YOUR INSTRUCTIONS: Images are not part of the copy; write out the rest of the data exactly as given.

· · ·

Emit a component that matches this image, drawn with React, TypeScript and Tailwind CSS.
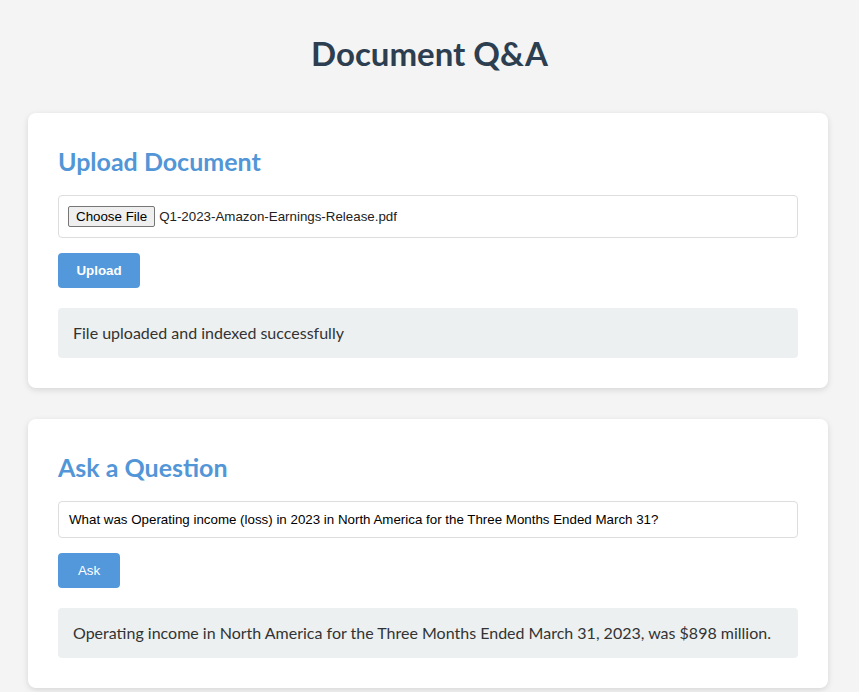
const sans = "font-['Segoe_UI','Lato','Noto_Sans',sans-serif]";

function StatusBox({ children }: { children: React.ReactNode }) {
  return (
    <div className={`mt-5 rounded bg-[#ecf0f1] px-[15px] py-[13px] text-base leading-6 text-[#333] ${sans}`}>{children}</div>
  );
}

function Card({ title, children }: { title: string; children: React.ReactNode }) {
  return (
    <section className="mb-[31px] w-[800px] rounded-lg bg-white p-[30px] shadow-[0_2px_6px_rgba(0,0,0,0.12)]">
      <h2 className={`mb-4 text-[25px] leading-9 font-bold text-[#5296d7] ${sans}`}>{title}</h2>
      {children}
    </section>
  );
}

export default function App() {
  return (
    <div className="min-h-[692px] bg-[#f4f4f4] px-7 pt-[29px]">
      <h1 className={`mb-9 text-center text-[33px] leading-12 font-bold text-[#2c3e50] ${sans}`}>Document Q&amp;A</h1>

      <Card title="Upload Document">
        <div className="flex h-[43px] items-center rounded border border-[#ddd] px-[9px] font-['Liberation_Sans',Arial,sans-serif] text-[13.33px] text-[#222]">
          <span className="rounded-[2px] border border-[#767676] bg-[#efefef] px-[7px] py-px leading-[17px] text-black">Choose File</span>
          <span className="ml-1">Q1-2023-Amazon-Earnings-Release.pdf</span>
        </div>
        <button className="mt-[15px] h-[35px] w-[82px] rounded bg-[#5398db] font-['Liberation_Sans',Arial,sans-serif] text-[13.33px] font-bold text-white">
          Upload
        </button>
        <StatusBox>File uploaded and indexed successfully</StatusBox>
      </Card>

      <Card title="Ask a Question">
        <div className="flex h-[37px] items-center rounded border border-[#ddd] px-[10px] font-['Liberation_Sans',Arial,sans-serif] text-[13.33px] text-black">
          What was Operating income (loss) in 2023 in North America for the Three Months Ended March 31?
        </div>
        <button className="mt-[15px] h-[35px] w-[62px] rounded bg-[#5398db] font-['Liberation_Sans',Arial,sans-serif] text-[13.33px] text-white">
          Ask
        </button>
        <StatusBox>Operating income in North America for the Three Months Ended March 31, 2023, was $898 million.</StatusBox>
      </Card>
    </div>
  );
}
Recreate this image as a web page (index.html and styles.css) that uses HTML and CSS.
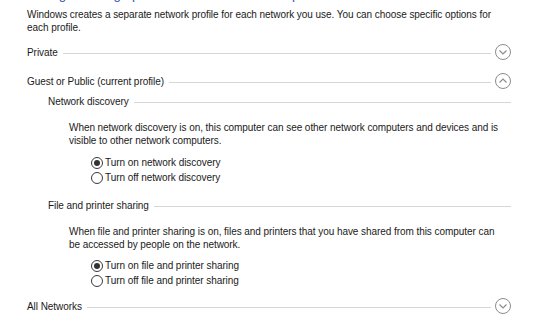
FILE: index.html
```html
<!DOCTYPE html>
<html lang="en">
<head>
  <meta charset="UTF-8" />
  <title>Advanced sharing settings</title>
  <link rel="stylesheet" href="styles.css">
</head>
<body>
  <div class="page">
    <h1 class="title">Change sharing options for different network profiles</h1>
    <p class="intro">Windows creates a separate network profile for each network you use. You can choose specific options for each profile.</p>

    <div class="profile">
      <div class="profile-head">
        <span>Private</span>
        <span class="rule"></span>
        <svg class="toggle" width="16" height="16" viewBox="0 0 16 16"><circle cx="8" cy="8" r="7.5" /><path d="M4.5 6.5 L8 10 L11.5 6.5" /></svg>
      </div>
    </div>

    <div class="profile">
      <div class="profile-head">
        <span>Guest or Public (current profile)</span>
        <span class="rule"></span>
        <svg class="toggle" width="16" height="16" viewBox="0 0 16 16"><circle cx="8" cy="8" r="7.5" /><path d="M4.5 9.5 L8 6 L11.5 9.5" /></svg>
      </div>

      <div class="group">
        <div class="group-head">
          <span>Network discovery</span>
          <span class="rule"></span>
        </div>
        <p class="desc">When network discovery is on, this computer can see other network computers and devices and is visible to other network computers.</p>
        <div class="options">
          <label class="radio"><span class="dot checked"></span>Turn on network discovery</label>
          <label class="radio"><span class="dot"></span>Turn off network discovery</label>
        </div>
      </div>

      <div class="group second">
        <div class="group-head">
          <span>File and printer sharing</span>
          <span class="rule"></span>
        </div>
        <p class="desc">When file and printer sharing is on, files and printers that you have shared from this computer can be accessed by people on the network.</p>
        <div class="options">
          <label class="radio"><span class="dot checked"></span>Turn on file and printer sharing</label>
          <label class="radio"><span class="dot"></span>Turn off file and printer sharing</label>
        </div>
      </div>
    </div>

    <div class="profile last">
      <div class="profile-head">
        <span>All Networks</span>
        <span class="rule"></span>
        <svg class="toggle" width="16" height="16" viewBox="0 0 16 16"><circle cx="8" cy="8" r="7.5" /><path d="M4.5 6.5 L8 10 L11.5 6.5" /></svg>
      </div>
    </div>
  </div>
</body>
</html>
```

FILE: styles.css
```css
* {
  margin: 0;
  padding: 0;
  box-sizing: border-box;
}
html, body {
  background: #fff;
  color: #1a1a1a;
  font-family: "Liberation Sans", Arial, sans-serif;
  font-size: 10px;
  letter-spacing: -0.06px;
  overflow: hidden;
}
.page {
  width: 511px;
  height: 336px;
  padding-left: 27px;
}
.title {
  font-size: 13.3px;
  font-weight: normal;
  letter-spacing: 0;
  color: #2f4fc0;
  line-height: 16px;
  margin-top: -13px;
  white-space: nowrap;
}
.intro {
  line-height: 13px;
  margin-top: 5px;
}
.profile {
  margin-top: 9px;
}
.profile + .profile {
  margin-top: 11px;
}
.profile.last {
  margin-top: 9px;
}
.profile-head, .group-head {
  display: flex;
  align-items: center;
  gap: 5px;
  height: 18px;
}
.group-head {
  height: 13px;
}
.rule {
  flex: 1;
  height: 1px;
  background: #d6d6d6;
  margin-top: 2px;
}
.toggle {
  flex: none;
  margin-left: -1px;
}
.toggle circle {
  fill: none;
  stroke: #8c8c8c;
  stroke-width: 1;
}
.toggle path {
  fill: none;
  stroke: #8c8c8c;
  stroke-width: 1.2;
}
.group {
  margin-top: 5px;
  padding-left: 21px;
}
.group.second {
  margin-top: 14px;
}
.desc {
  margin-top: 13px;
  padding-left: 21px;
  padding-right: 6px;
  line-height: 13px;
}
.options {
  margin-top: 8px;
  padding-left: 43px;
  display: flex;
  flex-direction: column;
}
.group.second .options {
  margin-top: 7px;
}
.radio {
  display: flex;
  align-items: center;
  gap: 2px;
  height: 15px;
}
.dot {
  width: 12px;
  height: 12px;
  border: 1px solid #3a3a3a;
  border-radius: 50%;
  display: flex;
  align-items: center;
  justify-content: center;
}
.dot.checked::after {
  content: "";
  width: 6px;
  height: 6px;
  border-radius: 50%;
  background: #333;
}
```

· · ·

SOLUTION FOR THIS PROBLEM:
Emit a component that matches this image, drawn with React, TypeScript and Tailwind CSS.
const sans = "font-['Segoe_UI','Lato','Noto_Sans',sans-serif]";

function StatusBox({ children }: { children: React.ReactNode }) {
  return (
    <div className={`mt-5 rounded bg-[#ecf0f1] px-[15px] py-[13px] text-base leading-6 text-[#333] ${sans}`}>{children}</div>
  );
}

function Card({ title, children }: { title: string; children: React.ReactNode }) {
  return (
    <section className="mb-[31px] w-[800px] rounded-lg bg-white p-[30px] shadow-[0_2px_6px_rgba(0,0,0,0.12)]">
      <h2 className={`mb-4 text-[25px] leading-9 font-bold text-[#5296d7] ${sans}`}>{title}</h2>
      {children}
    </section>
  );
}

export default function App() {
  return (
    <div className="min-h-[692px] bg-[#f4f4f4] px-7 pt-[29px]">
      <h1 className={`mb-9 text-center text-[33px] leading-12 font-bold text-[#2c3e50] ${sans}`}>Document Q&amp;A</h1>

      <Card title="Upload Document">
        <div className="flex h-[43px] items-center rounded border border-[#ddd] px-[9px] font-['Liberation_Sans',Arial,sans-serif] text-[13.33px] text-[#222]">
          <span className="rounded-[2px] border border-[#767676] bg-[#efefef] px-[7px] py-px leading-[17px] text-black">Choose File</span>
          <span className="ml-1">Q1-2023-Amazon-Earnings-Release.pdf</span>
        </div>
        <button className="mt-[15px] h-[35px] w-[82px] rounded bg-[#5398db] font-['Liberation_Sans',Arial,sans-serif] text-[13.33px] font-bold text-white">
          Upload
        </button>
        <StatusBox>File uploaded and indexed successfully</StatusBox>
      </Card>

      <Card title="Ask a Question">
        <div className="flex h-[37px] items-center rounded border border-[#ddd] px-[10px] font-['Liberation_Sans',Arial,sans-serif] text-[13.33px] text-black">
          What was Operating income (loss) in 2023 in North America for the Three Months Ended March 31?
        </div>
        <button className="mt-[15px] h-[35px] w-[62px] rounded bg-[#5398db] font-['Liberation_Sans',Arial,sans-serif] text-[13.33px] text-white">
          Ask
        </button>
        <StatusBox>Operating income in North America for the Three Months Ended March 31, 2023, was $898 million.</StatusBox>
      </Card>
    </div>
  );
}
Recreate this image as a web page (index.html and styles.css) that uses HTML and CSS.
FILE: index.html
```html
<!DOCTYPE html>
<html lang="en">
<head>
  <meta charset="UTF-8" />
  <title>Advanced sharing settings</title>
  <link rel="stylesheet" href="styles.css">
</head>
<body>
  <div class="page">
    <h1 class="title">Change sharing options for different network profiles</h1>
    <p class="intro">Windows creates a separate network profile for each network you use. You can choose specific options for each profile.</p>

    <div class="profile">
      <div class="profile-head">
        <span>Private</span>
        <span class="rule"></span>
        <svg class="toggle" width="16" height="16" viewBox="0 0 16 16"><circle cx="8" cy="8" r="7.5" /><path d="M4.5 6.5 L8 10 L11.5 6.5" /></svg>
      </div>
    </div>

    <div class="profile">
      <div class="profile-head">
        <span>Guest or Public (current profile)</span>
        <span class="rule"></span>
        <svg class="toggle" width="16" height="16" viewBox="0 0 16 16"><circle cx="8" cy="8" r="7.5" /><path d="M4.5 9.5 L8 6 L11.5 9.5" /></svg>
      </div>

      <div class="group">
        <div class="group-head">
          <span>Network discovery</span>
          <span class="rule"></span>
        </div>
        <p class="desc">When network discovery is on, this computer can see other network computers and devices and is visible to other network computers.</p>
        <div class="options">
          <label class="radio"><span class="dot checked"></span>Turn on network discovery</label>
          <label class="radio"><span class="dot"></span>Turn off network discovery</label>
        </div>
      </div>

      <div class="group second">
        <div class="group-head">
          <span>File and printer sharing</span>
          <span class="rule"></span>
        </div>
        <p class="desc">When file and printer sharing is on, files and printers that you have shared from this computer can be accessed by people on the network.</p>
        <div class="options">
          <label class="radio"><span class="dot checked"></span>Turn on file and printer sharing</label>
          <label class="radio"><span class="dot"></span>Turn off file and printer sharing</label>
        </div>
      </div>
    </div>

    <div class="profile last">
      <div class="profile-head">
        <span>All Networks</span>
        <span class="rule"></span>
        <svg class="toggle" width="16" height="16" viewBox="0 0 16 16"><circle cx="8" cy="8" r="7.5" /><path d="M4.5 6.5 L8 10 L11.5 6.5" /></svg>
      </div>
    </div>
  </div>
</body>
</html>
```

FILE: styles.css
```css
* {
  margin: 0;
  padding: 0;
  box-sizing: border-box;
}
html, body {
  background: #fff;
  color: #1a1a1a;
  font-family: "Liberation Sans", Arial, sans-serif;
  font-size: 10px;
  letter-spacing: -0.06px;
  overflow: hidden;
}
.page {
  width: 511px;
  height: 336px;
  padding-left: 27px;
}
.title {
  font-size: 13.3px;
  font-weight: normal;
  letter-spacing: 0;
  color: #2f4fc0;
  line-height: 16px;
  margin-top: -13px;
  white-space: nowrap;
}
.intro {
  line-height: 13px;
  margin-top: 5px;
}
.profile {
  margin-top: 9px;
}
.profile + .profile {
  margin-top: 11px;
}
.profile.last {
  margin-top: 9px;
}
.profile-head, .group-head {
  display: flex;
  align-items: center;
  gap: 5px;
  height: 18px;
}
.group-head {
  height: 13px;
}
.rule {
  flex: 1;
  height: 1px;
  background: #d6d6d6;
  margin-top: 2px;
}
.toggle {
  flex: none;
  margin-left: -1px;
}
.toggle circle {
  fill: none;
  stroke: #8c8c8c;
  stroke-width: 1;
}
.toggle path {
  fill: none;
  stroke: #8c8c8c;
  stroke-width: 1.2;
}
.group {
  margin-top: 5px;
  padding-left: 21px;
}
.group.second {
  margin-top: 14px;
}
.desc {
  margin-top: 13px;
  padding-left: 21px;
  padding-right: 6px;
  line-height: 13px;
}
.options {
  margin-top: 8px;
  padding-left: 43px;
  display: flex;
  flex-direction: column;
}
.group.second .options {
  margin-top: 7px;
}
.radio {
  display: flex;
  align-items: center;
  gap: 2px;
  height: 15px;
}
.dot {
  width: 12px;
  height: 12px;
  border: 1px solid #3a3a3a;
  border-radius: 50%;
  display: flex;
  align-items: center;
  justify-content: center;
}
.dot.checked::after {
  content: "";
  width: 6px;
  height: 6px;
  border-radius: 50%;
  background: #333;
}
```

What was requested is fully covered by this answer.